We illustrate the field kitchens of Captain J.C. Baxter, R.E., in the Inventions Exhibition. Figs. 1 to 3 represent Captain Baxter's Telescopic Kitchen, both open for use and packed up for traveling. These kitchens, which are on an entirely new principle, consist of from three to five annular kettles, either circular or elliptical, which are placed one on another, and the fire lighted inside the central tube. The kettles are built up on the top of the outer case in which they are carried, the central tube being placed over the grate in the lid. A small iron stand, supporting an ordinary pot, is placed on the top. When packed up, the annular kettles fit or nest into each other, and into the outer case; the iron stand packs inside the innermost kettle, and the top pot is placed on the outer case, being secured by a strap. This form of kitchen is intended for the use of officers, both regular and volunteer, and for officers' and sergeants' messes on active service or in camp. They are also suited for travelers, explorers, colonists, boating, shooting, and fishing parties, and in fact for all who may require to cook in the open air. Figs. 4 to 6 represent the kitchen of the field service pattern with conical kettles, while Figs. 7 and 8 represent the same pattern with elliptical kettles.

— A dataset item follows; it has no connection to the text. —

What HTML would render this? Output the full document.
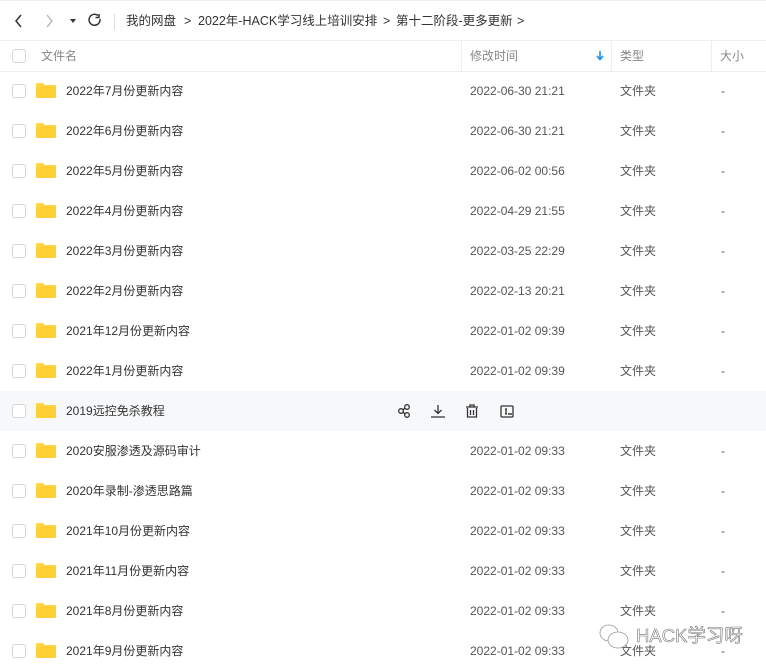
<!DOCTYPE html>
<html><head><meta charset="utf-8"><style>
body{margin:0;width:766px;height:669px;overflow:hidden;background:#fff;font-family:"Liberation Sans","Noto Sans CJK SC",sans-serif;font-size:12px;color:#333;position:relative}
span{line-height:16px;height:16px;display:block;white-space:nowrap}
.top{height:40px;position:relative;border-top:1px solid #eee}
.top span{position:absolute;top:12px;font-size:12.5px;color:#333}
.hdr{position:absolute;top:40px;left:0;width:766px;height:30px;border-bottom:1px solid #eee;border-top:1px solid #f0f0f0;color:#888}
.hdr span{position:absolute;top:7px}
.vd{position:absolute;top:0;width:1px;height:30px;background:#eee}
.cb{position:absolute;left:12px;width:12px;height:12px;border:1px solid #d5d5d5;border-radius:3px;background:#fff}
.row{position:absolute;left:0;width:766px;height:40px}
.row span{position:absolute;top:12px}
.fd{position:absolute;left:36px;top:12px;width:20px;height:15px}
.n{left:66px;color:#333}.t{left:470px;color:#555}.k{left:620px;color:#555}.s{left:721px;color:#555}
.wm{position:absolute;left:636px;top:624px;font-size:18.5px;line-height:24px;color:#fff;-webkit-text-stroke:0.6px #777}
</style></head><body>
<div class="top">
<svg style="position:absolute;left:13px;top:12px" width="90" height="16" viewBox="0 0 90 16" fill="none" stroke-width="1.5">
<path d="M8 2L3 8l5 6" stroke="#333"/><path d="M34 2l5 6-5 6" stroke="#bbb"/>
<path d="M57 6h6l-3 4z" fill="#333" stroke="none"/>
<path d="M87 6a5.5 5.5 0 1 1-2-3.5" stroke="#333"/><path d="M86 1v3.5h-3.5" stroke="#333"/></svg>
<div style="position:absolute;left:114px;top:13px;width:1px;height:16px;background:#ddd"></div>
<span style="left:126px">我的网盘</span><span style="left:184px">&gt;</span>
<span style="left:198px">2022年-HACK学习线上培训安排</span><span style="left:383px">&gt;</span>
<span style="left:396px">第十二阶段-更多更新</span><span style="left:517px">&gt;</span>
</div>
<div class="hdr"><div class="cb" style="top:8px"></div><span style="left:41px">文件名</span>
<div class="vd" style="left:461px"></div><span style="left:470px">修改时间</span>
<svg style="position:absolute;left:596px;top:10px" width="8" height="10"><path d="M4 0v8M1 5l3 3.5 3-3.5" stroke="#1a8fe8" stroke-width="1.6" fill="none"/></svg>
<div class="vd" style="left:611px"></div><span style="left:620px">类型</span>
<div class="vd" style="left:711px"></div><span style="left:720px">大小</span></div>
<div id="rows"></div>
<script>
var d=[["2022年7月份更新内容","2022-06-30 21:21"],["2022年6月份更新内容","2022-06-30 21:21"],["2022年5月份更新内容","2022-06-02 00:56"],["2022年4月份更新内容","2022-04-29 21:55"],["2022年3月份更新内容","2022-03-25 22:29"],["2022年2月份更新内容","2022-02-13 20:21"],["2021年12月份更新内容","2022-01-02 09:39"],["2022年1月份更新内容","2022-01-02 09:39"],["2019远控免杀教程",""],["2020安服渗透及源码审计","2022-01-02 09:33"],["2020年录制-渗透思路篇","2022-01-02 09:33"],["2021年10月份更新内容","2022-01-02 09:33"],["2021年11月份更新内容","2022-01-02 09:33"],["2021年8月份更新内容","2022-01-02 09:33"],["2021年9月份更新内容","2022-01-02 09:33"]];
var h="";d.forEach(function(r,i){var y=71+40*i;var hov=i==8;
h+='<div class="row" style="top:'+y+'px;'+(hov?'background:#f7f8fa':'')+'"><div class="cb" style="top:13px"></div><svg class="fd" viewBox="0 0 20 15"><path d="M0 1.5Q0 0 1.5 0H7l2 2h9.5Q20 2 20 3.5V13.5Q20 15 18.5 15H1.5Q0 15 0 13.5z" fill="#ffd443"/><path d="M0 4h20v9.5Q20 15 18.5 15H1.5Q0 15 0 13.5z" fill="#ffcf33"/></svg><span class="n">'+r[0]+'</span>';
if(hov){h+='<svg style="position:absolute;left:397px;top:12px" width="125" height="16" fill="none" stroke="#333" stroke-width="1.3"><circle cx="4" cy="8" r="2.3"/><circle cx="10" cy="4" r="2.3"/><circle cx="10" cy="12" r="2.3"/><path d="M6 7l2-2M6 9l2 2"/><path d="M41 2v8M37.5 7l3.5 3.5 3.5-3.5M34 14h14"/><path d="M69 4h12M73 4V2h4v2M70.5 5v9h9V5M73.5 7v5M76.5 7v5"/><rect x="104" y="3" width="12" height="11" rx="1"/><path d="M108 6h2M109 6v5M108 11h2" /><circle cx="112" cy="11" r=".4"/><circle cx="114" cy="11" r=".4"/></svg>';}
else h+='<span class="t">'+r[1]+'</span><span class="k">文件夹</span><span class="s">-</span>';
h+='</div>';});
document.getElementById('rows').innerHTML=h;
</script>
<svg style="position:absolute;left:598px;top:623px" width="34" height="28" fill="#fff" stroke="#999" stroke-width="0.8"><ellipse cx="11" cy="10" rx="9" ry="8"/><ellipse cx="20" cy="17" rx="10" ry="8"/></svg>
<div class="wm">HACK学习呀</div>
</body></html>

These kitchens consist of five annular vessels, either circular or elliptical, which are placed one upon another, and the fire lighted in the central tube or flue. A small iron stand, supporting an ordinary pot or kettle, may be placed on the top as in the other set. A small hole, 18 inches long, 6 inches deep, and of the same width as the central tube of the annular kettles, may be made for an ashpit, or the kitchen may be raised a few inches from the ground on stones or turf. The annular vessels may be made cylindrical or conical; in the latter case they will fit or nest into one another, and save space when not in use. They may be made circular or elliptical. Those intended for cavalry are provided with straps to attach them to the saddle. This form of kitchen is intended for the use of troops on active service, or in camp or barracks, workhouses prisons, schools, and soup kitchens; also for cooking food for cattle and hounds; and for all who may require to cook and distribute quickly large quantities of food, soup, or tea, or to heat water rapidly at a small cost.
The manufacturers are M. Adams & Son, London. - Iron.
FIG. 1.-FIG. 3. FIELD KITCHENS.
FIG. 4.-FIG. 6. FIELD KITCHENS.
FIG. 7.-FIG. 8. FIELD KITCHENS.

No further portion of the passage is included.